The term “Myall” could be an Aboriginal word used to describe “wild Aborigines”. The Myall Lakes National Park lies to the East of Bulahdelah and is the largest natural freshwater lake system on the NSW coast. Myall Lakes are located approximately 267 km north of Sydney.
They cover 31,000 ha of headlands, forests, swampland, forest fringes to the West and nearly 10,000ha of coastal lagoons, which include Myall Lake, Boolambayte Lake and Bombah Broadwater. They are linked by narrow waterways to form a continuous lake system which is joined to Port Stephens by the lower Myall River, which becomes saline as it reaches Port Stephens.
Myall Lakes National Park is a popular holiday and camping destination. Its extensive waterways are ideal for sailing, surfing, canoeing, kayaking, windsurfing, sunbathing, swimming and water skiing and there are extensive bushwalking trails. Prior to the arrival of Europeans, the Myall Lakes area was inhabited by the “Worimi” and “Birpai” tribes.
Between 1957 and 1966, rutile and zircon were mined from the outer dune barrier and in 1965 the Sim Committee was established to investigate sand mining. In 1972 15,000ha of land was declared the Myall Lakes National Park and in 1977 the government banned sand mining in National Parks.
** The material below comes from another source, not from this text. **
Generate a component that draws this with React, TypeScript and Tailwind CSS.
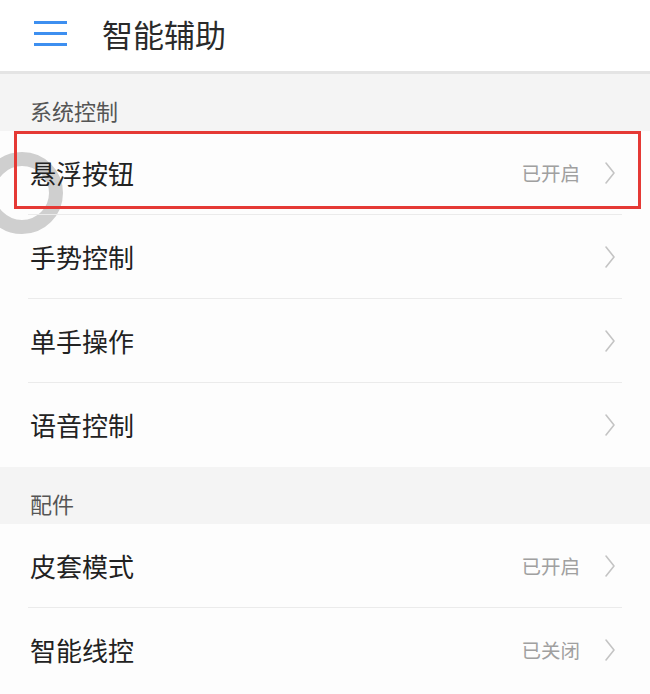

In 1770 Captain James Cook travelled along the coastline on his journey from Port Hicks to Cape York. He did not stop or identify the lakes. In 1790 five escaped convicts wrecked their stolen sailing boat on the north shore of Port Stephens. They were the first Europeans in the area. By the 1860’s there were railways through the area to carry the timber out to Newcastle and Sydney.
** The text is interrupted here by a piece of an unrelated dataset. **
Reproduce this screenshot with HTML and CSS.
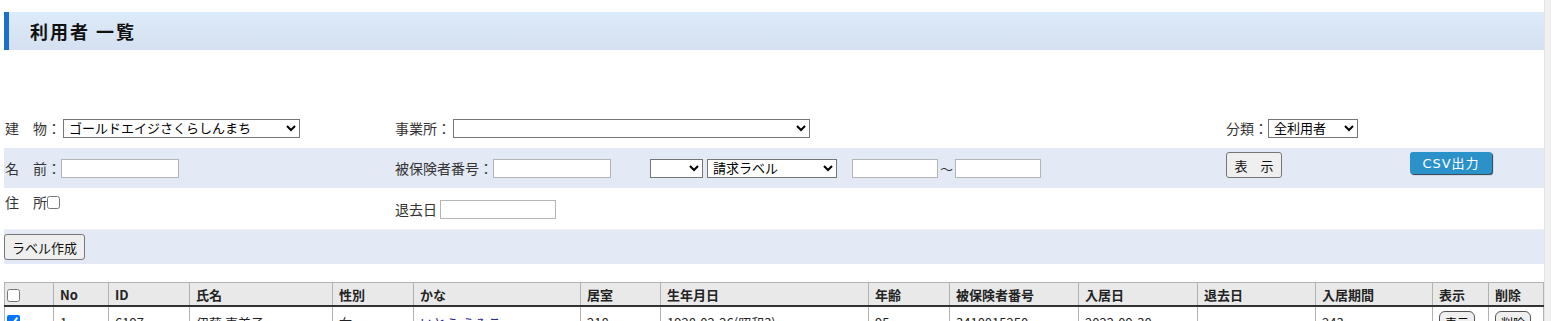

The recommendation for a lighthouse to guard Seal Rocks was made in 1863 but because of access difficulties the location finally chosen in 1873 was Sugarloaf Point and construction was completed in 1875 and the light was first lit on 1 December 1875.
By the mid-19th century the Aborigines had been driven away by timber cutters, boat builders and the establishment of small villages near the lakes at Nerang, Bulahdelah, Neranie, Mayer’s Point and Bungwahl were established.